▶ **INFORMATION PROVIDED**

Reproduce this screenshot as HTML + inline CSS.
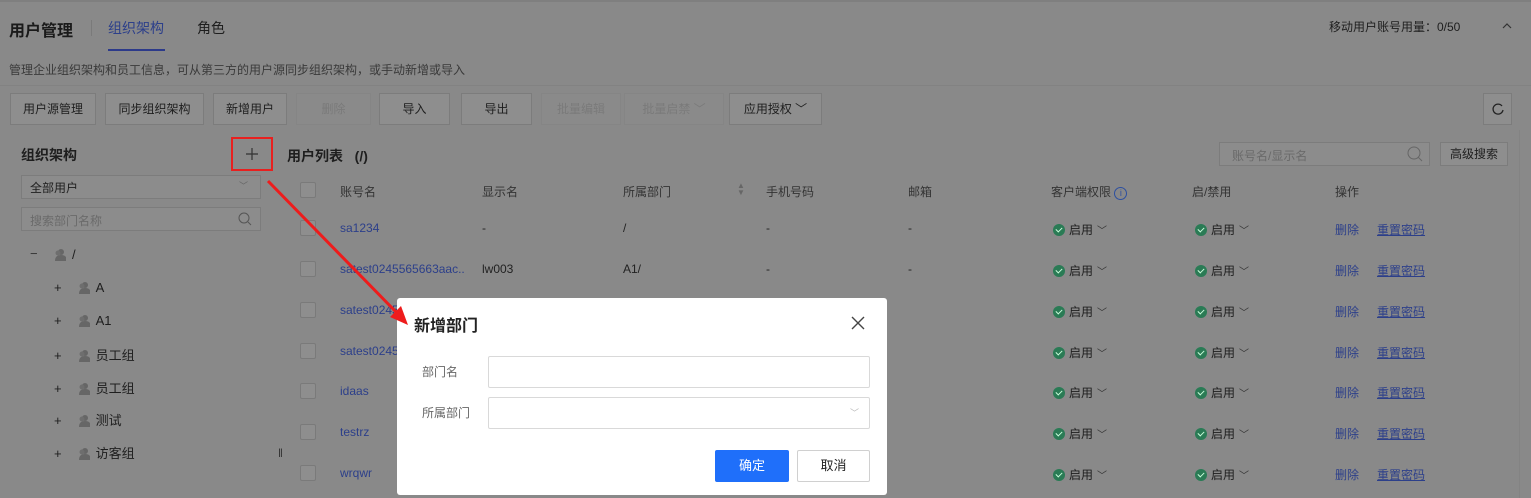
<!DOCTYPE html>
<html><head><meta charset="utf-8"><style>
*{margin:0;padding:0;box-sizing:border-box}
body{width:1531px;height:498px;overflow:hidden;background:#898989;font-family:"Liberation Sans","Noto Sans CJK SC",sans-serif;color:#222;font-size:12px;position:relative}
.a{position:absolute;white-space:nowrap}
.btn{position:absolute;top:93px;height:32px;border:1px solid #7c7c7c;background:#8e8e8e;color:#1e1e1e;font-size:12px;text-align:center;line-height:30px}
.dis{color:#7a7a7a;border-color:#858585;background:#8a8a8a}
.cb{position:absolute;left:300px;width:16px;height:16px;border:1px solid #7a7a7a;background:#8e8e8e;border-radius:2px}
.lk{color:#2c3f8a}
.ok{position:absolute;font-size:12px;color:#1e1e1e;font-weight:normal}
.ok i{display:inline-block;width:12px;height:12px;border-radius:50%;background:#2a7b55;vertical-align:-2px;margin-right:4px;position:relative}
.ok i:after{content:"";position:absolute;left:3px;top:2.5px;width:5px;height:3px;border-left:1.5px solid #cfd;border-bottom:1.5px solid #cfd;transform:rotate(-45deg)}
.ok b{font-weight:normal;color:#333;margin-left:4px;font-size:10px}
.tn{position:absolute;left:54px;font-size:13px;color:#1e1e1e}
.ic{display:inline-block;width:12px;height:13px;vertical-align:-2px;margin-right:6px}
</style></head><body>
<svg width="0" height="0" style="position:absolute"><defs><g id="p"><circle cx="7" cy="4" r="3" fill="#666"/><path d="M1 13 Q1 7 7 7 Q13 7 13 13Z" fill="#666"/><circle cx="4" cy="5" r="2.5" fill="#6e6e6e"/></g></defs></svg>
<div class="a" style="left:0;top:0;width:1531px;height:2px;background:#7f7f7f"></div>
<div class="a" style="left:9px;top:17px;font-size:16px;font-weight:bold;color:#1a1a1a">用户管理</div>
<div class="a" style="left:91px;top:20px;width:1px;height:16px;background:#7a7a7a"></div>
<div class="a" style="left:108px;top:18px;font-size:14px;color:#2c3f8a">组织架构</div>
<div class="a" style="left:108px;top:49px;width:57px;height:2px;background:#2c3a8a"></div>
<div class="a" style="left:197px;top:18px;font-size:14px;color:#1e1e1e">角色</div>
<div class="a" style="left:1329px;top:18px;font-size:12px;color:#1e1e1e">移动用户账号用量：0/50</div>
<svg class="a" style="left:1501px;top:22px" width="12" height="8"><path d="M2 6L6 2L10 6" stroke="#333" fill="none" stroke-width="1.2"/></svg>
<div class="a" style="left:9px;top:61px;font-size:12px;color:#3a3a3a">管理企业组织架构和员工信息，可从第三方的用户源同步组织架构，或手动新增或导入</div>
<div class="a" style="left:0;top:85px;width:1531px;height:1px;background:#828282"></div>
<div class="btn" style="left:10px;width:86px">用户源管理</div>
<div class="btn" style="left:105px;width:99px">同步组织架构</div>
<div class="btn" style="left:213px;width:74px">新增用户</div>
<div class="btn dis" style="left:296px;width:75px">删除</div>
<div class="btn" style="left:379px;width:71px">导入</div>
<div class="btn" style="left:461px;width:71px">导出</div>
<div class="btn dis" style="left:541px;width:80px">批量编辑</div>
<div class="btn dis" style="left:624px;width:100px">批量启禁 ﹀</div>
<div class="btn" style="left:729px;width:93px">应用授权 ﹀</div>
<div class="btn" style="left:1483px;width:29px"><svg width="14" height="14" style="margin-top:8px"><path d="M11 4A5 5 0 1 0 12 8" stroke="#222" fill="none" stroke-width="1.3"/></svg></div>
<div class="a" style="left:1519px;top:130px;width:1px;height:368px;background:#838383"></div>
<div class="a" style="left:21px;top:145px;font-size:14px;font-weight:bold;color:#1e1e1e">组织架构</div>
<div class="a" style="left:231px;top:137px;width:42px;height:34px;border:2px solid #e8201f"></div>
<svg class="a" style="left:245px;top:147px" width="14" height="14"><path d="M7 1V13M1 7H13" stroke="#333" stroke-width="1.2"/></svg>
<div class="a" style="left:21px;top:175px;width:240px;height:24px;border:1px solid #7c7c7c;background:#8c8c8c;padding:3px 8px;color:#1e1e1e">全部用户<span style="position:absolute;right:12px;color:#666;font-size:9px">﹀</span></div>
<div class="a" style="left:21px;top:207px;width:240px;height:24px;border:1px solid #7c7c7c;background:#8c8c8c;padding:4px 8px;color:#6a6a6a">搜索部门名称<svg style="position:absolute;right:8px;top:4px" width="14" height="14"><circle cx="6" cy="6" r="5" stroke="#555" fill="none"/><path d="M10 10L13 13" stroke="#555"/></svg></div>
<div class="a" style="left:30px;top:246px;font-size:13px;color:#333">−</div>
<div class="tn" style="top:247px"><svg class="ic" width="14" height="14"><use href="#p"/></svg>/</div>
<div class="tn" style="top:280px"><span style="margin-right:16px">+</span><svg class="ic" width="14" height="14"><use href="#p"/></svg>A</div>
<div class="tn" style="top:313px"><span style="margin-right:16px">+</span><svg class="ic" width="14" height="14"><use href="#p"/></svg>A1</div>
<div class="tn" style="top:345px"><span style="margin-right:16px">+</span><svg class="ic" width="14" height="14"><use href="#p"/></svg>员工组</div>
<div class="tn" style="top:378px"><span style="margin-right:16px">+</span><svg class="ic" width="14" height="14"><use href="#p"/></svg>员工组</div>
<div class="tn" style="top:410px"><span style="margin-right:16px">+</span><svg class="ic" width="14" height="14"><use href="#p"/></svg>测试</div>
<div class="tn" style="top:443px"><span style="margin-right:16px">+</span><svg class="ic" width="14" height="14"><use href="#p"/></svg>访客组</div>
<div class="a" style="left:278px;top:446px;font-size:12px;color:#333">‖</div>
<div class="a" style="left:287px;top:146px;font-size:14px;font-weight:bold;color:#1e1e1e">用户列表 &nbsp;&nbsp;(/)</div>
<div class="a" style="left:1219px;top:142px;width:211px;height:24px;border:1px solid #7c7c7c;background:#8c8c8c;padding:4px 12px;color:#6a6a6a">账号名/显示名<svg style="position:absolute;right:6px;top:3px" width="16" height="16"><circle cx="7" cy="7" r="6" stroke="#666" fill="none"/><path d="M11 11L15 15" stroke="#666"/></svg></div>
<div class="btn" style="left:1440px;top:142px;height:24px;line-height:22px;width:68px">高级搜索</div>
<div class="cb" style="top:182px"></div>
<div class="a" style="left:340px;top:183px;color:#333">账号名</div>
<div class="a" style="left:482px;top:183px;color:#333">显示名</div>
<div class="a" style="left:623px;top:183px;color:#333">所属部门</div>
<div class="a" style="left:737px;top:182px;color:#666;font-size:8px;line-height:7px">▲<br>▼</div>
<div class="a" style="left:766px;top:183px;color:#333">手机号码</div>
<div class="a" style="left:908px;top:183px;color:#333">邮箱</div>
<div class="a" style="left:1051px;top:183px;color:#333">客户端权限 <span style="display:inline-block;width:13px;height:13px;border:1px solid #2c4fa0;border-radius:50%;color:#2c4fa0;font-size:9px;text-align:center;line-height:11px">i</span></div>
<div class="a" style="left:1192px;top:183px;color:#333">启/禁用</div>
<div class="a" style="left:1335px;top:183px;color:#333">操作</div>

<div class="cb" style="top:220px"></div><div class="a lk" style="left:340px;top:221px">sa1234</div><div class="a" style="left:482px;top:221px">-</div><div class="a" style="left:623px;top:221px">/</div><div class="a" style="left:766px;top:221px">-</div><div class="a" style="left:908px;top:221px">-</div>
<div class="cb" style="top:261px"></div><div class="a lk" style="left:340px;top:262px">satest0245565663aac..</div><div class="a" style="left:482px;top:262px">lw003</div><div class="a" style="left:623px;top:262px">A1/</div><div class="a" style="left:766px;top:262px">-</div><div class="a" style="left:908px;top:262px">-</div>
<div class="cb" style="top:302px"></div><div class="a lk" style="left:340px;top:303px">satest0245</div>
<div class="cb" style="top:343px"></div><div class="a lk" style="left:340px;top:344px">satest0245</div>
<div class="cb" style="top:383px"></div><div class="a lk" style="left:340px;top:384px">idaas</div>
<div class="cb" style="top:424px"></div><div class="a lk" style="left:340px;top:425px">testrz</div>
<div class="cb" style="top:465px"></div><div class="a lk" style="left:340px;top:466px">wrqwr</div>

<div class="ok" style="left:1053px;top:221px"><i></i>启用<b>﹀</b></div><div class="ok" style="left:1195px;top:221px"><i></i>启用<b>﹀</b></div><div class="a lk" style="left:1335px;top:221px">删除</div><div class="a lk" style="left:1377px;top:221px;text-decoration:underline">重置密码</div>
<div class="ok" style="left:1053px;top:262px"><i></i>启用<b>﹀</b></div><div class="ok" style="left:1195px;top:262px"><i></i>启用<b>﹀</b></div><div class="a lk" style="left:1335px;top:262px">删除</div><div class="a lk" style="left:1377px;top:262px;text-decoration:underline">重置密码</div>
<div class="ok" style="left:1053px;top:303px"><i></i>启用<b>﹀</b></div><div class="ok" style="left:1195px;top:303px"><i></i>启用<b>﹀</b></div><div class="a lk" style="left:1335px;top:303px">删除</div><div class="a lk" style="left:1377px;top:303px;text-decoration:underline">重置密码</div>
<div class="ok" style="left:1053px;top:344px"><i></i>启用<b>﹀</b></div><div class="ok" style="left:1195px;top:344px"><i></i>启用<b>﹀</b></div><div class="a lk" style="left:1335px;top:344px">删除</div><div class="a lk" style="left:1377px;top:344px;text-decoration:underline">重置密码</div>
<div class="ok" style="left:1053px;top:384px"><i></i>启用<b>﹀</b></div><div class="ok" style="left:1195px;top:384px"><i></i>启用<b>﹀</b></div><div class="a lk" style="left:1335px;top:384px">删除</div><div class="a lk" style="left:1377px;top:384px;text-decoration:underline">重置密码</div>
<div class="ok" style="left:1053px;top:425px"><i></i>启用<b>﹀</b></div><div class="ok" style="left:1195px;top:425px"><i></i>启用<b>﹀</b></div><div class="a lk" style="left:1335px;top:425px">删除</div><div class="a lk" style="left:1377px;top:425px;text-decoration:underline">重置密码</div>
<div class="ok" style="left:1053px;top:466px"><i></i>启用<b>﹀</b></div><div class="ok" style="left:1195px;top:466px"><i></i>启用<b>﹀</b></div><div class="a lk" style="left:1335px;top:466px">删除</div><div class="a lk" style="left:1377px;top:466px;text-decoration:underline">重置密码</div>

<div class="a" style="left:397px;top:298px;width:490px;height:197px;background:#fff;border-radius:3px">
  <div class="a" style="left:17px;top:14px;font-size:16px;font-weight:bold;color:#222">新增部门</div>
  <svg class="a" style="left:454px;top:18px" width="14" height="14"><path d="M1 1L13 13M13 1L1 13" stroke="#444" stroke-width="1.4"/></svg>
  <div class="a" style="left:25px;top:65px;color:#666;font-size:12px">部门名</div>
  <div class="a" style="left:91px;top:58px;width:382px;height:32px;border:1px solid #d9d9d9;border-radius:2px"></div>
  <div class="a" style="left:25px;top:106px;color:#666;font-size:12px">所属部门</div>
  <div class="a" style="left:91px;top:99px;width:382px;height:32px;border:1px solid #d9d9d9;border-radius:2px"><span style="position:absolute;right:10px;top:8px;color:#bbb;font-size:9px">﹀</span></div>
  <div class="a" style="left:318px;top:152px;width:74px;height:32px;background:#1f6ffa;color:#fff;border-radius:2px;text-align:center;line-height:32px;font-size:13px">确定</div>
  <div class="a" style="left:400px;top:152px;width:73px;height:32px;border:1px solid #d0d0d0;color:#222;border-radius:2px;text-align:center;line-height:30px;font-size:13px">取消</div>
</div>
<svg class="a" style="left:0;top:0" width="1531" height="498"><line x1="268" y1="181" x2="397" y2="313" stroke="#ee1c1c" stroke-width="3"/><polygon points="408,325 390,317 401,306" fill="#ee1c1c"/></svg>
</body></html>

▶ **WHAT YOU ARE ASKED TO DO**
Identify each line of the material where the word "inline" shows up, and copy it.

▶ **EXPECTED ANSWER**
Reproduce this screenshot as HTML + inline CSS.
.ok i{display:inline-block;width:12px;height:12px;border-radius:50%;background:#2a7b55;vertical-align:-2px;margin-right:4px;position:relative}
.ic{display:inline-block;width:12px;height:13px;vertical-align:-2px;margin-right:6px}
<div class="a" style="left:1051px;top:183px;color:#333">客户端权限 <span style="display:inline-block;width:13px;height:13px;border:1px solid #2c4fa0;border-radius:50%;color:#2c4fa0;font-size:9px;text-align:center;line-height:11px">i</span></div>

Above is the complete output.